Temel hak ve özgürlükleri alenî tehdit altında bulunan bir vatandaş
sıfatıyla Mİllı Güvenlik Kurulu Genel Sekreterliğine, aşağıdaki soruları
içeren bir başvuruda bulunacağım:
Öncelikle Cumhurbaşkanı’nın söylediği doğru mudur? Son MGK toplantısıyla ilgili Genel Sekreterliğin basın açıklamasında yer verilmeyen “Fethullahçı Terör Örgütü” ve “”PDY” nin “terör örgütü olarak tescili”ni Bakanlar Kurulu’na “tavsiye kararı” alınmış mıdır? “Doğru mudur?” sorusunu, Başbakan ve Cumhurbaşkanı sıfatıyla Erdoğan’ın MGK’ya atfen daha önce yaptığı benzer içerikli “Kırmızı Kitap” ve “legal görünümlü illegal yapılar” açıklamalarının arkasının gelmemesine dayanarak soruyorum.
“FETÖ” ismini kim bulmuştur? Bu isim kimler tarafından benimsenmekte
ve kullanılmaktadır? İktidarların kendilerini eleştiren veya muhalefet
eden toplumsal veya siyasal kesimleri bu şekilde aşağılayıcı isimlerle
yaftalamaları ülkenin güvenlik politkalarında nasıl yer bulacaktır?
Herhangi bir muhalif kesimi “terör örgütü” olarak nitelerken, bir hukuk
devletine uygun olarak benimsenen prosedür nedir?

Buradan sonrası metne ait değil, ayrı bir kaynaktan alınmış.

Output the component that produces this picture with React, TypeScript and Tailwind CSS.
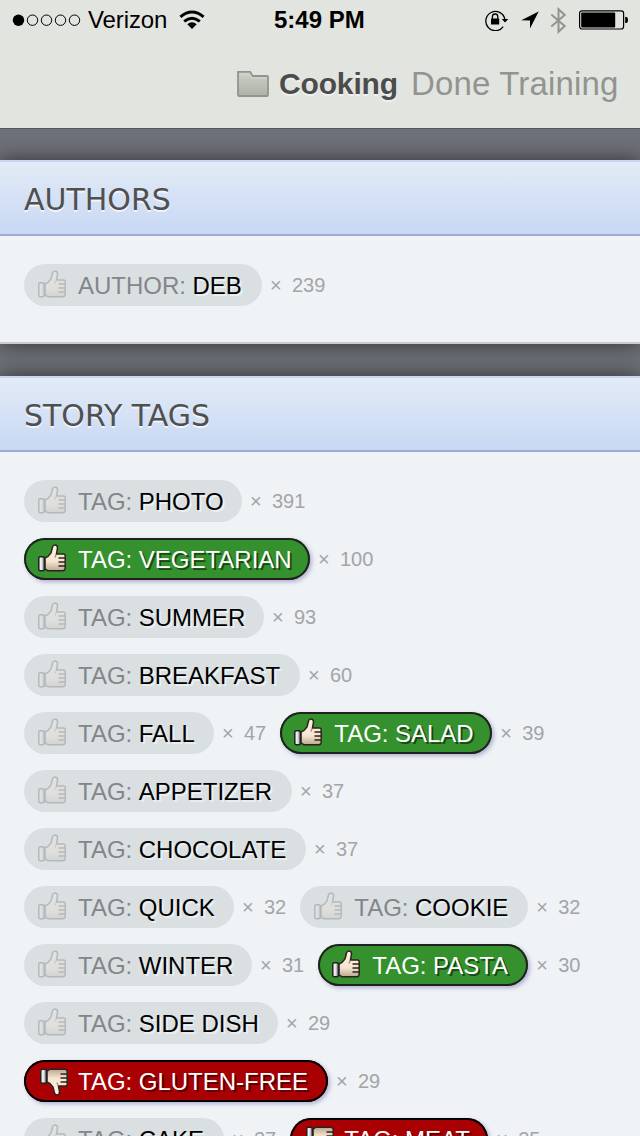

Cumhurbaşkanı’nın Fethullah Gülen ismine ve ona saygı ve sevgi duyan
kişilere atfen “FETÖ” ismini kullandığı, daha önceki beyanlarından
açıkça anlaşılmaktadır. Dinin barışçı yorumlarını, hoşgörüye dayalı
eğitim anlayışını savunduğu ve bu istikamette büyük başarılara ilham
kaynağı olduğu için bu isme bendeniz de saygı duymaktayım. MGK
marifetiyle aydınlatılmaya, her vatandaş gibi ihtiyacım var. Hedef
alınan bu isim ve toplumsal kesimin bugüne kadar giriştiği terör
eylemleri nelerdir? Bir terör örgütlenmesini gösterecek ve ülke
güvenliği için tehdit oluşturacak hangi maddi delil veya iddialar söz
konusudur?
Son olarak Yargıtay 16. Ceza Dairesi’nin Ergenekon temyiz kararının
166 sayfalık gerekçesinde “terör”, “terör örgütü” tanımlamalarına göre
ve “kesinleşmiş yargı kararı olmadan terör örgütünden bahsedilemeyeceği”
ihtarına, Dündar/Gül davasında İstanbul 14. Ağır Ceza Mahkemesi’nin
“FETÖ/PDY olarak adlandırılan silahlı terör örgütünün varlığı yönünde
kesin yargı hükmü mevcut olmadığına…(2016/162)” dair hükmüne göre,
Cumhurbaşkanı’nın iddia ettiği karar, hangi yargı kararına müsteniddir?